Modern passenger car engines use the "full flow" type of oil filters. With this type of filter, all of the oil passes through the filter before it reaches the engine bearings. If a filter becomes clogged, a bypass valve allows oil to continue to reach the bearings. The most common type of oil filter is a cartridge type. Oil filters are disposable; at prescribed intervals, this filter is removed, replaced and thrown away. Most states now require that oil filters be drained completely before disposal, which adds to the cost of an oil change, but helps to reduce pollution.
OIL PASSAGES
Within the engine is a variety of pathways for oil to be sent to moving parts. These pathways are designed to deliver the same pressure of fresh lubricating oil to all parts. If the pathways become clogged, the affected parts will lock together. This usually destroys parts that are not lubricated, and often ruins the entire engine.

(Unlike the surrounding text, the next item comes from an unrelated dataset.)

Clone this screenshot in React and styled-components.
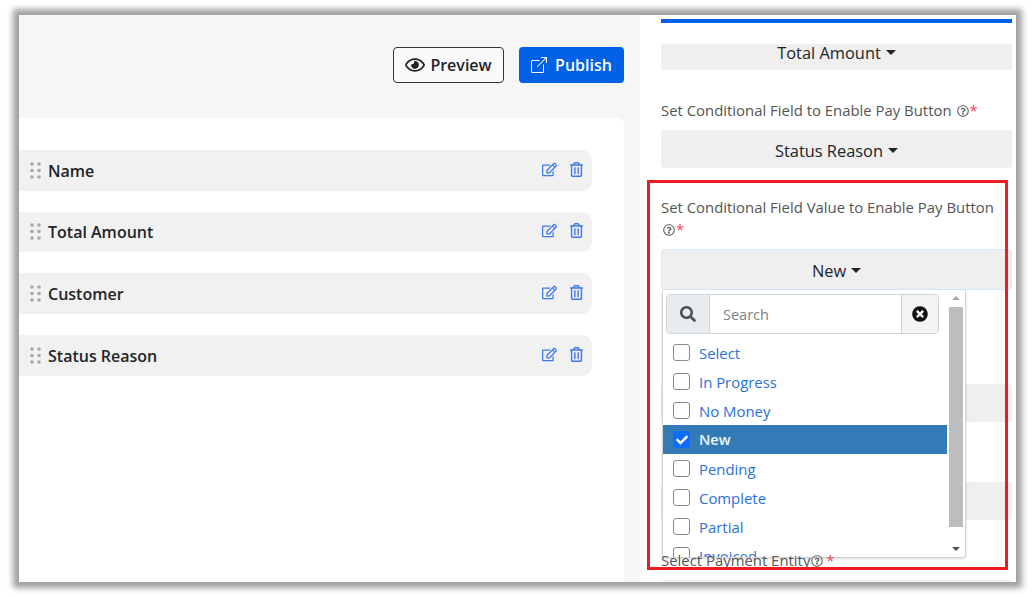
import React from 'react'
import styled, { createGlobalStyle } from 'styled-components'
import { FaRegEye, FaRegEdit, FaRegTrashAlt, FaSearch, FaTimesCircle, FaCheck, FaRegQuestionCircle } from 'react-icons/fa'
import { BsBoxArrowUpRight } from 'react-icons/bs'

const GlobalStyle = createGlobalStyle`
  html, body {
    margin: 0;
    padding: 0;
    background: #fff;
    font-family: "Open Sans", "Liberation Sans", sans-serif;
    color: #212529;
  }
  * { box-sizing: border-box; }
`

const Page = styled.div`
  width: 1036px;
  height: 597px;
  padding: 15px 20px 15px 19px;
  overflow: hidden;
`

const Frame = styled.div`
  display: flex;
  width: 997px;
  height: 567px;
  background: #fff;
  box-shadow: 0 0 6px 6px #a0a0a0;
  overflow: hidden;
`

const Main = styled.div`
  width: 621px;
  padding-right: 16px;
  background: #f6f6f6;
  display: flex;
  flex-direction: column;
`

const Toolbar = styled.div`
  height: 103px;
  padding-top: 32px;
  display: flex;
  justify-content: flex-end;
  align-items: flex-start;
  gap: 15px;
`

const ToolButton = styled.button`
  height: 36px;
  width: ${(p) => p.$width}px;
  display: flex;
  align-items: center;
  justify-content: center;
  gap: ${(p) => (p.$primary ? 8 : 5)}px;
  font-family: inherit;
  font-size: 16px;
  font-weight: 600;
  border-radius: 4px;
  color: ${(p) => (p.$primary ? '#fff' : '#212529')};
  background: ${(p) => (p.$primary ? '#0060e6' : '#fafafa')};
  border: ${(p) => (p.$primary ? 'none' : '1.5px solid #333')};
`

const Card = styled.div`
  flex: 1;
  background: #fff;
  border-top-right-radius: 6px;
  padding: 32px 32px 0 0;
  display: flex;
  flex-direction: column;
  gap: 21.2px;
`

const Row = styled.div`
  height: 40.5px;
  background: #f1f1f1;
  border-radius: 0 10px 10px 0;
  display: flex;
  align-items: center;
  padding: 0 8px 0 11px;
`

const RowName = styled.span`
  flex: 1;
  margin: 1px 0 0 7px;
  font-size: 16px;
  font-weight: 600;
  color: #212529;
`

const RowIcons = styled.div`
  display: flex;
  align-items: center;
  gap: 12px;
  color: #3f78ea;
  font-size: 15px;
  line-height: 0;
  margin-top: -2px;
`

const Panel = styled.div`
  position: relative;
  width: 376px;
  background: #fff;
  padding: 4px 4px 0 21px;
`

const BlueBar = styled.div`
  height: 4px;
  margin-bottom: 21px;
  background: #0060e6;
`

const Field = styled.div`
  position: relative;
  margin-top: ${(p) => p.$top ?? 30}px;
`

const Label = styled.div`
  position: relative;
  z-index: 3;
  font-size: 14.9px;
  line-height: 22px;
  margin: -1px 0 9px;
  color: #555;
  svg {
    font-size: 12px;
    vertical-align: -1px;
    margin-left: ${(p) => p.$iconGap ?? 5}px;
    color: #666;
  }
`

const Star = styled.span`
  margin-left: ${(p) => p.$gap ?? 1}px;
  color: #f0455a;
`

const Select = styled.div`
  height: ${(p) => p.$height ?? 38}px;
  padding: 2px 0 ${(p) => p.$lift ?? 0}px;
  display: flex;
  align-items: center;
  justify-content: center;
  gap: 5px;
  background: #efefef;
  border-radius: ${(p) => (p.$clipped ? '0 0 4px 4px' : '4px')};
  border: ${(p) => (p.$focus ? '1px solid #d6e8fb' : 'none')};
  font-size: 16.4px;
  font-weight: 500;
  color: #212529;
`

const Caret = styled.span`
  width: 0;
  height: 0;
  border-left: 5px solid transparent;
  border-right: 5px solid transparent;
  border-top: 5px solid #212529;
`

const Menu = styled.div`
  position: absolute;
  z-index: 2;
  top: 100%;
  left: 1px;
  width: 304px;
  height: 268px;
  display: flex;
  background: #fff;
  border: 1px solid #d4d4d4;
  border-top: none;
  border-radius: 0 0 4px 4px;
  box-shadow: 0 1px 3px rgba(0, 0, 0, 0.15);
  overflow: hidden;
`

const MenuBody = styled.div`
  width: 285px;
  margin-left: -1px;
  padding-top: 4px;
`

const SearchGroup = styled.div`
  display: flex;
  height: 40px;
  width: 273px;
  margin: 0 0 4px 4px;
  border: 1px solid #ced4da;
  border-radius: 4px;
  overflow: hidden;
`

const SearchAddon = styled.div`
  width: 43px;
  display: flex;
  align-items: center;
  justify-content: center;
  background: #e9ecef;
  border-right: 1px solid #ced4da;
  color: #495057;
  font-size: 16px;
`

const SearchInput = styled.div`
  flex: 1;
  padding-left: 13px;
  display: flex;
  align-items: center;
  font-size: 14.5px;
  color: #7a8288;
`

const ClearButton = styled.div`
  width: 37px;
  display: flex;
  align-items: center;
  justify-content: center;
  background: #f4f4f4;
  border-left: 1px solid #ced4da;
  color: #111;
  font-size: 16px;
`

const Option = styled.div`
  height: 29px;
  display: flex;
  align-items: center;
  gap: 9px;
  padding-left: 11px;
  font-size: ${(p) => (p.$active ? 14.5 : 14.9)}px;
  font-weight: ${(p) => (p.$active ? 600 : 400)};
  color: ${(p) => (p.$active ? '#f2f6fa' : '#2a72dc')};
  background: ${(p) => (p.$active ? '#337ab7' : 'transparent')};
`

const Check = styled.span`
  width: 17px;
  height: 17px;
  display: flex;
  align-items: center;
  justify-content: center;
  border-radius: 3px;
  border: ${(p) => (p.$checked ? 'none' : '1.5px solid #8a8a8a')};
  background: ${(p) => (p.$checked ? '#0d6efd' : '#fff')};
  color: #fff;
  font-size: 12px;
`

const Scrollbar = styled.div`
  flex: 1;
  display: flex;
  flex-direction: column;
  align-items: center;
  padding: 0 2px;
`

const ArrowBox = styled.div`
  height: 17px;
  display: flex;
  align-items: center;
  justify-content: center;
`

const Arrow = styled.span`
  width: 0;
  height: 0;
  border-left: 4px solid transparent;
  border-right: 4px solid transparent;
  border-top: ${(p) => (p.$up ? 'none' : '4px solid #505050')};
  border-bottom: ${(p) => (p.$up ? '4px solid #a8a8a8' : 'none')};
`

const Thumb = styled.div`
  width: 14px;
  height: 221px;
  margin-bottom: 13px;
  background: #bdbdbd;
`

const Anchor = styled.div`
  position: relative;
`

const Annotation = styled.div`
  position: absolute;
  z-index: 4;
  top: 165px;
  left: 7px;
  width: 361px;
  height: 390px;
  border: 3px solid #ed1c24;
  pointer-events: none;
`

const Grip = () => (
  <svg width="11" height="17" viewBox="0 0 11 17" fill="#a8a8a8">
    {[2, 8.5, 15].map((cy) => (
      <g key={cy}>
        <circle cx="2" cy={cy} r="1.8" />
        <circle cx="9" cy={cy} r="1.8" />
      </g>
    ))}
  </svg>
)

const fields = ['Name', 'Total Amount', 'Customer', 'Status Reason']
const options = ['Select', 'In Progress', 'No Money', 'New', 'Pending', 'Complete', 'Partial', 'Invoiced']

export default function App() {
  return (
    <Page>
      <GlobalStyle />
      <Frame>
        <Main>
          <Toolbar>
            <ToolButton $width={111}>
              <FaRegEye size={20} /> Preview
            </ToolButton>
            <ToolButton $width={105} $primary>
              <BsBoxArrowUpRight size={16} /> Publish
            </ToolButton>
          </Toolbar>
          <Card>
            {fields.map((name) => (
              <Row key={name}>
                <Grip />
                <RowName>{name}</RowName>
                <RowIcons>
                  <FaRegEdit />
                  <FaRegTrashAlt />
                </RowIcons>
              </Row>
            ))}
          </Card>
        </Main>
        <Panel>
          <BlueBar />
          <Select $clipped $height={26} $lift={12}>
            Total Amount <Caret />
          </Select>
          <Field>
            <Label>
              Set Conditional Field to Enable Pay Button
              <FaRegQuestionCircle />
              <Star>*</Star>
            </Label>
            <Select>
              Status Reason <Caret />
            </Select>
          </Field>
          <Field $top={29}>
            <Label $iconGap={2}>
              Set Conditional Field Value to Enable Pay Button
              <br />
              <FaRegQuestionCircle />
              <Star>*</Star>
            </Label>
            <Anchor>
              <Select $focus $height={41}>
                New <Caret />
              </Select>
              <Menu>
                <MenuBody>
                  <SearchGroup>
                    <SearchAddon>
                      <FaSearch />
                    </SearchAddon>
                    <SearchInput>Search</SearchInput>
                    <ClearButton>
                      <FaTimesCircle />
                    </ClearButton>
                  </SearchGroup>
                  {options.map((o) => (
                    <Option key={o} $active={o === 'New'}>
                      <Check $checked={o === 'New'}>{o === 'New' && <FaCheck />}</Check>
                      {o}
                    </Option>
                  ))}
                </MenuBody>
                <Scrollbar>
                  <ArrowBox>
                    <Arrow $up />
                  </ArrowBox>
                  <Thumb />
                  <ArrowBox>
                    <Arrow />
                  </ArrowBox>
                </Scrollbar>
              </Menu>
            </Anchor>
          </Field>
          <Field $top={94}>
            <Select />
          </Field>
          <Field $top={60}>
            <Select />
          </Field>
          <Field>
            <Label $iconGap={1}>
              Select Payment Entity
              <FaRegQuestionCircle />
              <Star $gap={3}>*</Star>
            </Label>
            <Select />
          </Field>
          <Annotation />
        </Panel>
      </Frame>
    </Page>
  )
}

The oil passages are cleverly drilled into the connecting parts of the engine, which allows the highly mobile ones (like the pistons) to have ample lubrication. Originating at the oil pump, they flow through all of the major components of the engine. In the case of the pistons and rods, the passages are designed to open each time the holes in the crankshaft and rods align.
OIL PAN
At the bottom of the crankcase is the container containing the lifeblood of the engine. Usually constructed of thin steel, it collects the oil as it flows down from the sides of the crankcase. The pan is shaped into a deeper section, where the oil pump is located. At the bottom of the pan is the drain plug, which is used to drain the oil. The plug is often made with a magnet in it, which collects metal fragments from the oil.
OIL PRESSURE REGULATOR
At high engine speeds, the engine oil supplied by the oil pump exceeds
the capacity of the engine to utilize it. For that reason, the oil pressure
regulator works to prevent an oversupply of oil. During normal oil supply,
a coil spring and valve keep the bypass closed, but when too much oil is
being fed, the pressure becomes extremely high, overpower mg the force
of the spring and opening the valves. This allows the excess oil to flow
through the valve and return to the oil pan.